Years ago I stumbled upon a writing exercise that I found much more challenging than the writing prompts I’m used to. I’m not sure who named it, but it’s called The TS Eliot/John Gardner Killer Exercise. Would you like to be able to construct a particular mood or atmosphere in your stories?

This exercise is quite possibly the most difficult, demanding and important exercise a writer can ever do. The poet and critic, TS Eliot, coined the phrase “objective correlative” to designate what he believed was the most important element in writing: rendering the description of an object so that the emotional state of the character from whose point of view we receive the description is revealed without ever telling the reader what that emotional state is or what has motivated it.

The late John Gardner, recognized in his lifetime as the leading creative writing teacher in the United States, developed the following exercise for students: A middle-aged man is waiting at a bus stop.
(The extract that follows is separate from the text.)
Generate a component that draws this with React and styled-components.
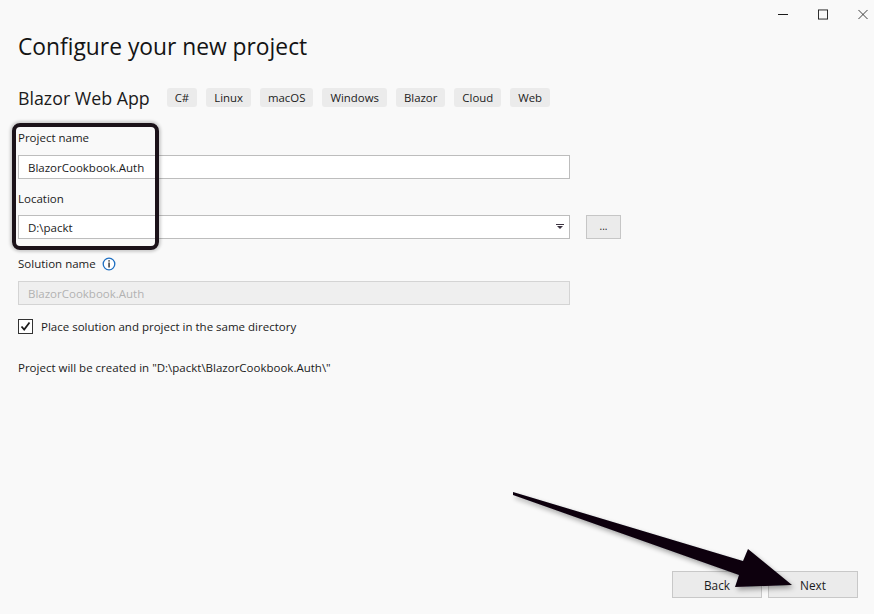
import React from "react";
import styled, { createGlobalStyle } from "styled-components";

const GlobalStyle = createGlobalStyle`
  html, body { margin: 0; padding: 0; background: #f9f9f9; }
  * { box-sizing: border-box; }
`;

const FONT = `"Open Sans", "Noto Sans", "Liberation Sans", sans-serif`;

const Window = styled.div`
  position: relative;
  width: 874px;
  height: 614px;
  background: #f9f9f9;
  font-family: ${FONT};
  color: #1b1b1b;
  display: flex;
  flex-direction: column;
  overflow: hidden;
`;

const TitleBar = styled.div`
  height: 28px;
  display: flex;
  justify-content: flex-end;
  align-items: center;
  gap: 30px;
  padding: 0 6px 0 0;
`;

const CaptionButton = styled.div`
  width: 10px;
  height: 28px;
  display: flex;
  align-items: center;
  justify-content: center;
`;

const Content = styled.div`
  padding: 0 18px;
  display: flex;
  flex-direction: column;
`;

const Heading = styled.h1`
  margin: 5px 0 0 0;
  font-size: 22.8px;
  line-height: 28px;
  font-weight: 400;
  color: #141414;
`;

const TemplateRow = styled.div`
  margin-top: 27px;
  height: 19px;
  display: flex;
  align-items: center;
`;

const TemplateName = styled.span`
  font-size: 17.8px;
  margin-right: 17px;
  color: #1b1b1b;
`;

const Tags = styled.div`
  display: flex;
  gap: 9px;
`;

const Tag = styled.span`
  height: 19px;
  padding: 0 8px;
  background: #ebebeb;
  border-radius: 3px;
  font-size: 11.4px;
  line-height: 19px;
  color: #1b1b1b;
`;

const Label = styled.div`
  margin-top: ${(p) => p.$mt}px;
  height: 16px;
  line-height: 16px;
  font-size: 11.5px;
  display: flex;
  align-items: center;
  gap: 6px;
  color: #1b1b1b;
`;

const FieldRow = styled.div`
  margin-top: ${(p) => p.$mt}px;
  display: flex;
  align-items: center;
  gap: 16px;
`;

const TextBox = styled.div`
  width: 552px;
  height: 24px;
  border: 1px solid ${(p) => (p.$disabled ? "#d4d4d4" : "#bdbdbd")};
  background: ${(p) => (p.$disabled ? "#efefef" : "#ffffff")};
  color: ${(p) => (p.$disabled ? "#b2b2b2" : "#1b1b1b")};
  font-size: 11.5px;
  display: flex;
  align-items: center;
  justify-content: space-between;
  padding: 0 5px 0 9px;
`;

const BrowseButton = styled.div`
  width: 35px;
  height: 24px;
  border: 1px solid #c6c6c6;
  background: #ebebeb;
  display: flex;
  align-items: center;
  justify-content: center;
  font-size: 10px;
  line-height: 1;
  padding-bottom: 2px;
`;

const CheckRow = styled.div`
  margin-top: 13px;
  display: flex;
  align-items: center;
  gap: 8px;
  font-size: 11.5px;
  height: 16px;
`;

const CheckBox = styled.div`
  width: 15px;
  height: 15px;
  border: 1px solid #333;
  background: #fff;
  display: flex;
  align-items: center;
  justify-content: center;
`;

const Note = styled.div`
  margin-top: 26px;
  font-size: 11.5px;
  line-height: 16px;
`;

const Footer = styled.div`
  margin-top: auto;
  display: flex;
  justify-content: flex-end;
  gap: 6px;
  padding: 0 16px 16px 0;
`;

const Button = styled.div`
  width: 90px;
  height: 27px;
  border: 1px solid #c8c8c8;
  background: #ebebeb;
  font-size: 11.8px;
  display: flex;
  align-items: center;
  justify-content: center;
  color: #1b1b1b;
`;

const Highlight = styled.div`
  position: absolute;
  left: 12px;
  top: 123px;
  width: 147px;
  height: 127px;
  border: 4px solid #1b1219;
  border-radius: 8px;
  box-shadow: 0 0 3px 2px rgba(0, 0, 0, 0.18);
  pointer-events: none;
`;

const Overlay = styled.svg`
  position: absolute;
  left: 0;
  top: 0;
  width: 874px;
  height: 614px;
  pointer-events: none;
`;

const InfoIcon = () => (
  <svg width="14" height="14" viewBox="0 0 14 14">
    <circle cx="7" cy="7" r="5.8" fill="#fff" stroke="#1e6fc2" strokeWidth="1.3" />
    <rect x="6.4" y="3.2" width="1.3" height="1.4" fill="#1b1b1b" />
    <rect x="6.4" y="5.5" width="1.3" height="5" fill="#1b1b1b" />
  </svg>
);

const DropArrow = () => (
  <svg width="8" height="6" viewBox="0 0 8 6">
    <rect x="0" y="0" width="8" height="1" fill="#3c3340" />
    <path d="M1 2 L7 2 L4 5 Z" fill="#3c3340" />
  </svg>
);

export default function App() {
  return (
    <>
      <GlobalStyle />
      <Window>
        <TitleBar>
          <CaptionButton>
            <svg width="10" height="10" viewBox="0 0 10 10">
              <rect x="0" y="5" width="10" height="1" fill="#1b1b1b" />
            </svg>
          </CaptionButton>
          <CaptionButton>
            <svg width="11" height="11" viewBox="0 0 11 11">
              <rect x="0.5" y="0.5" width="10" height="10" fill="none" stroke="#1b1b1b" strokeWidth="1" />
            </svg>
          </CaptionButton>
          <CaptionButton>
            <svg width="11" height="11" viewBox="0 0 11 11">
              <path d="M0.5 0.5 L10.5 10.5 M10.5 0.5 L0.5 10.5" stroke="#2b2b2b" strokeWidth="1" />
            </svg>
          </CaptionButton>
        </TitleBar>
        <Content>
          <Heading>Configure your new project</Heading>
          <TemplateRow>
            <TemplateName>Blazor Web App</TemplateName>
            <Tags>
              {["C#", "Linux", "macOS", "Windows", "Blazor", "Cloud", "Web"].map((t) => (
                <Tag key={t}>{t}</Tag>
              ))}
            </Tags>
          </TemplateRow>

          <Label $mt={23}>Project name</Label>
          <FieldRow $mt={9}>
            <TextBox>BlazorCookbook.Auth</TextBox>
          </FieldRow>

          <Label $mt={12}>Location</Label>
          <FieldRow $mt={8}>
            <TextBox>
              <span>D:\packt</span>
              <DropArrow />
            </TextBox>
            <BrowseButton>...</BrowseButton>
          </FieldRow>

          <Label $mt={17}>
            Solution name <InfoIcon />
          </Label>
          <FieldRow $mt={9}>
            <TextBox $disabled>BlazorCookbook.Auth</TextBox>
          </FieldRow>

          <CheckRow>
            <CheckBox>
              <svg width="11" height="11" viewBox="0 0 11 11">
                <path d="M1.5 5.5 L4.2 8.5 L9.5 1.5" fill="none" stroke="#1b1b1b" strokeWidth="1.8" />
              </svg>
            </CheckBox>
            <span>Place solution and project in the same directory</span>
          </CheckRow>

          <Note>Project will be created in "D:\packt\BlazorCookbook.Auth\"</Note>
        </Content>

        <Footer>
          <Button>Back</Button>
          <Button>Next</Button>
        </Footer>

        <Highlight />
        <Overlay viewBox="0 0 874 614">
          <defs>
            <filter id="arrowShadow" x="-10%" y="-10%" width="120%" height="130%">
              <feGaussianBlur in="SourceAlpha" stdDeviation="2.5" />
              <feOffset dx="2" dy="3" result="b" />
              <feComponentTransfer>
                <feFuncA type="linear" slope="0.35" />
              </feComponentTransfer>
              <feMerge>
                <feMergeNode />
                <feMergeNode in="SourceGraphic" />
              </feMerge>
            </filter>
          </defs>
          <path
            d="M513 492 L743 561 L748 549 L792 585 L735 587 L739 575 L513 495 Z"
            fill="#0c0610"
            filter="url(#arrowShadow)"
          />
        </Overlay>
      </Window>
    </>
  );
}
He has just learned that his son has died violently. Describe the setting from the man’s point of view without telling your reader what has happened. How will the street look to this man? What are the sounds, odors and colors that this man will notice? What will his clothes feel like? Write a 250 word description.

Here’s an example of how this exercise might look:

Car keys dangled from the man’s lifeless hands as he waited in the breezeless shelter for the 5:12 express. The afternoon sun bore down on him, lighting up his grief, but igniting nothing; his heart was still an icy thing. His wife had called him cold. What would she think now? Nothing, he realized; she wouldn’t be thinking of him. So much was suddenly irrelevant.

After the call, he’d looked around his office trying to recognize the everyday fixtures of his life. He needed to do something but nothing made sense anymore. His mind only offered three options: stay at work, run away, or go home. He didn’t like the first, the second was appealing but too confounding presently, so he chose the third.

At the bus shelter women in cotton shifts and sandaled feet stood with men in rumpled linen suits damp with sweat. They steered clear of the man sitting alone on the scorched wood of the slatted bus bench. They vied instead for a little elbow room in the open-air shade of the tall downtown buildings and wondered what was wrong with the nut job. Still, some noticed, his linen suit, the color of mocha according to his wife, was dry and appeared freshly pressed. He did not fan himself with the evening edition of the paper or crane his neck every few minutes to see if the bus was coming. He just stared blankly ahead, slightly slumped on the bench, car keys in hand, waiting.

Understated: sometimes less really is more

As seen in the example exercise, you don’t have to overwhelm the reader with emotion in order to convey what your character is experiencing. Atmosphere too needn’t be portrayed with a heavy hand. Assume your reader is intelligent and can read between the lines. With well-chosen details that paint just the picture you have in mind, your story will throb with life, and your readers will keep coming back for more.